There were many heroes of the Holocaust, people who chose to put their lives and even the lives of their families in danger to save others.

Hiroki Sugihara was a young Japanese boy growing up in Poland in 1940.  His father was a Japanese diplomat.

One morning, he awoke to find hundreds of people crowded around the gates in front of his house.  He learned that that they were Jews, all of them in great danger.  They wanted his father to write visas so they could leave the country safely.

The Japanese Government refused to allow his father to write the Visas.  He heard his father say to his mother, “I have to do something.  I may have to disobey my government but if I don’t I will be disobeying God.”

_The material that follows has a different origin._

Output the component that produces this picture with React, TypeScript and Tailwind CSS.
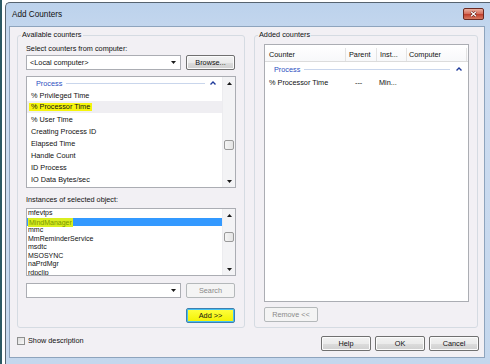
const counters = [
  '% Privileged Time',
  '% Processor Time',
  '% User Time',
  'Creating Process ID',
  'Elapsed Time',
  'Handle Count',
  'ID Process',
  'IO Data Bytes/sec',
];

const instances = ['mfevtps', 'MindManager', 'mmc', 'MmReminderService', 'msdtc', 'MSOSYNC', 'naPrdMgr', 'rdpclip'];

function Tri({ down }: { down?: boolean }) {
  return (
    <svg width="5" height="3" viewBox="0 0 5 3">
      <polygon points={down ? '0,0 5,0 2.5,3' : '0,3 5,3 2.5,0'} fill="#1a1a1a" />
    </svg>
  );
}

function Caret() {
  return (
    <svg width="6" height="4" viewBox="0 0 6 4">
      <polyline points="0.5,3.5 3,1 5.5,3.5" fill="none" stroke="#1e3a9a" strokeWidth="1.4" />
    </svg>
  );
}

function Scrollbar({ thumbTop }: { thumbTop: string }) {
  return (
    <div className="w-[13px] shrink-0 flex flex-col bg-[#f3f3f5] border-l border-[#ececef]">
      <div className="h-[12px] flex items-center justify-center">
        <Tri />
      </div>
      <div className="flex-1">
        <div className={`${thumbTop} mx-[1px] h-[10px] rounded-[2px] border border-[#9a9a9a] bg-[linear-gradient(90deg,#f4f4f4,#e4e4e4)]`} />
      </div>
      <div className="h-[12px] flex items-center justify-center">
        <Tri down />
      </div>
    </div>
  );
}

function Btn({ label, className, disabled }: { label: string; className: string; disabled?: boolean }) {
  return (
    <div
      className={`h-[15px] flex items-center justify-center rounded-[2px] border ${
        disabled
          ? 'border-[#b4b8ba] bg-[#f4f4f4] text-[#8a8a8a]'
          : 'border-[#707070] bg-[linear-gradient(#f2f2f2,#ebebeb_50%,#dddddd_50%,#cfcfcf)] shadow-[inset_0_0_0_1px_#fbfbfb]'
      } ${className}`}
    >
      {label}
    </div>
  );
}

function Combo({ text }: { text?: string }) {
  return (
    <div className="w-[155px] h-[15px] flex items-center border border-[#abadb3] bg-white pl-[3px] pr-[4px]">
      <span className="flex-1">{text}</span>
      <Tri down />
    </div>
  );
}

export default function App() {
  return (
    <div className="w-[490px] h-[364px] overflow-hidden flex bg-white text-[#111] text-[7.3px] leading-[9px] font-['Liberation_Sans',Arial,sans-serif]">
      <div className="w-[5px] shrink-0 border-l-2 border-[#2c5964]" />

      {/* window */}
      <div className="flex-1 mt-[2px] flex flex-col border-l border-t border-[#56636f] rounded-tl-[5px] bg-[linear-gradient(#bcd2ec,#cddcf0_60px,#c4d7ed)] pr-[5px]">
        {/* title bar */}
        <div className="h-[23px] flex items-start justify-between pl-[6px]">
          <span className="mt-[7px] text-[8.2px] leading-[10px]">Add Counters</span>
          <div className="mt-[5px] mr-[1px] w-[21px] h-[12px] rounded-[2px] border border-[#6b2a22] bg-[linear-gradient(#eab0a0,#d56a58_50%,#c0402e_55%,#d77b62)] flex items-center justify-center">
            <svg width="7" height="6" viewBox="0 0 7 6">
              <path d="M1 0.8 L6 5.2 M6 0.8 L1 5.2" stroke="#5a1a12" strokeWidth="2.4" />
              <path d="M1 0.8 L6 5.2 M6 0.8 L1 5.2" stroke="#ffffff" strokeWidth="1.3" />
            </svg>
          </div>
        </div>

        {/* client area */}
        <div className="flex-1 ml-[3px] mb-[6px] border border-[#8ea4bd] bg-[#f2f0f4] flex flex-col">
          <div className="flex gap-[9px] pt-[8px] pl-[7px] pr-[6px]">
            {/* Available counters */}
            <div className="relative w-[228px] h-[293px] border border-[#d5dbe2] rounded-[3px] flex flex-col pl-[8px] pr-[8px]">
              <span className="absolute -top-[6px] left-[3px] px-[1px] bg-[#f2f0f4]">Available counters</span>
              <div className="mt-[8px]">Select counters from computer:</div>
              <div className="mt-[2px] flex items-center gap-[5px]">
                <Combo text="<Local computer>" />
                <Btn label="Browse..." className="w-[49px]" />
              </div>

              <div className="mt-[6px] h-[112px] border border-[#abadb3] bg-white flex overflow-hidden">
                <div className="flex-1 flex flex-col">
                  <div className="h-[12px] shrink-0 flex items-center pl-[9px] pr-[6px] text-[#2b4fbf]">
                    <span>Process</span>
                    <div className="flex-1 h-px bg-[#c9d6ec] ml-[4px] mr-[5px]" />
                    <Caret />
                  </div>
                  {counters.map((c, i) => (
                    <div
                      key={c}
                      className={`h-[12px] shrink-0 flex items-center pl-[4px] text-[#111] ${i === 1 ? 'bg-[#efeef2]' : ''}`}
                    >
                      {i === 1 ? (
                        <span className="bg-[#f6f50c] -ml-[2px] px-[2px] leading-[8px]">{c}</span>
                      ) : (
                        <span>{c}</span>
                      )}
                    </div>
                  ))}
                </div>
                <Scrollbar thumbTop="mt-[51px]" />
              </div>

              <div className="mt-[7px]">Instances of selected object:</div>
              <div className="mt-[4px] h-[68px] border border-[#abadb3] bg-white flex overflow-hidden text-[7px]">
                <div className="flex-1 flex flex-col">
                  {instances.map((c, i) => (
                    <div
                      key={c}
                      className={`h-[8.5px] shrink-0 flex items-center pl-[1px] leading-[8px] ${i === 1 ? 'bg-[#3399ff]' : ''}`}
                    >
                      {i === 1 ? (
                        <span className="bg-[#d9ee20] text-[#7a9600] px-[1px] leading-[9px] mt-[2px]">{c}</span>
                      ) : (
                        <span>{c}</span>
                      )}
                    </div>
                  ))}
                </div>
                <Scrollbar thumbTop="mt-[11px]" />
              </div>

              <div className="mt-[7px] flex items-center gap-[5px]">
                <Combo />
                <Btn label="Search" className="w-[49px]" disabled />
              </div>

              <div className="mt-[10px] flex justify-end pr-[1px]">
                <div className="w-[49px] h-[15px] rounded-[2px] border border-[#3c7fb1] shadow-[inset_0_0_0_1px_#48c0f0] bg-[linear-gradient(#ffff40,#f2f200)] flex items-center justify-center">
                  Add &gt;&gt;
                </div>
              </div>
            </div>

            {/* Added counters */}
            <div className="relative w-[224px] h-[293px] border border-[#d5dbe2] rounded-[3px] flex flex-col pl-[9px]">
              <span className="absolute -top-[6px] left-[3px] px-[1px] bg-[#f2f0f4]">Added counters</span>
              <div className="mt-[8px] w-[205px] h-[258px] border border-[#abadb3] bg-white flex flex-col">
                <div className="h-[17px] flex border-b border-[#dcdcdc] bg-[linear-gradient(#ffffff,#f7f8fa)] pt-[3px]">
                  <div className="w-[81px] pl-[4px] border-r border-[#e3e3e3] flex items-center">Counter</div>
                  <div className="w-[31px] pl-[3px] border-r border-[#e3e3e3] flex items-center">Parent</div>
                  <div className="w-[30px] pl-[3px] border-r border-[#e3e3e3] flex items-center">Inst...</div>
                  <div className="w-[60px] pl-[2px] border-r border-[#e3e3e3] flex items-center">Computer</div>
                  <div className="flex-1" />
                </div>
                <div className="h-[14px] flex items-center pl-[9px] pr-[6px] text-[#2b4fbf]">
                  <span>Process</span>
                  <div className="flex-1 h-px bg-[#c9d6ec] ml-[4px] mr-[6px]" />
                  <Caret />
                </div>
                <div className="h-[12px] flex items-center text-[#111]">
                  <div className="w-[81px] pl-[4px]">% Processor Time</div>
                  <div className="w-[31px] pl-[9px]">---</div>
                  <div className="w-[30px] pl-[2px]">Min...</div>
                </div>
              </div>
              <div className="mt-[5px]">
                <Btn label="Remove <<" className="w-[54px]" disabled />
              </div>
            </div>
          </div>

          {/* bottom row */}
          <div className="mt-[8px] flex items-start pl-[7px] pr-[5px]">
            <div className="flex items-center">
              <div className="w-[8px] h-[8px] border border-[#8e8f8f] bg-[linear-gradient(135deg,#dcdcdc,#f8f8f8)]" />
              <span className="ml-[3px]">Show description</span>
            </div>
            <div className="flex-1" />
            <div className="flex gap-[4px]">
              <Btn label="Help" className="w-[50px]" />
              <Btn label="OK" className="w-[50px]" />
              <Btn label="Cancel" className="w-[50px]" />
            </div>
          </div>
        </div>
      </div>
    </div>
  );
}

When he consulted his family, even his young son agreed that they must do something to help these Jewish people escape the country.   His young son understood that his father needed to put the lives of these Jews ahead of himself and his family.  By writing these visas, he helped almost a thousand Jews escape Poland

The Sugihara family were also forced to leave Poland.  The family spent eighteen months in an interment camp in Soviet Russia.  He lost his job as a diploma.

In the 1960s, the family began hearing from the “Sugihara Survivors,” Jewish people who had escaped almost certain death because of these Visas.  Chiune Sugihara was awarded the “Righteous Among Nations” Award.

This is an inspiring story about a very dark period of history.  It could be a good introductory piece about the Holocaust.  It focuses on the heroes rather than the atrocities.

Mochizuki

 

Ken Mochizuki is the author of this book.  He tells the story from the perspective of Hiroki Sugihara,  a young boy who remembered his father as a hero.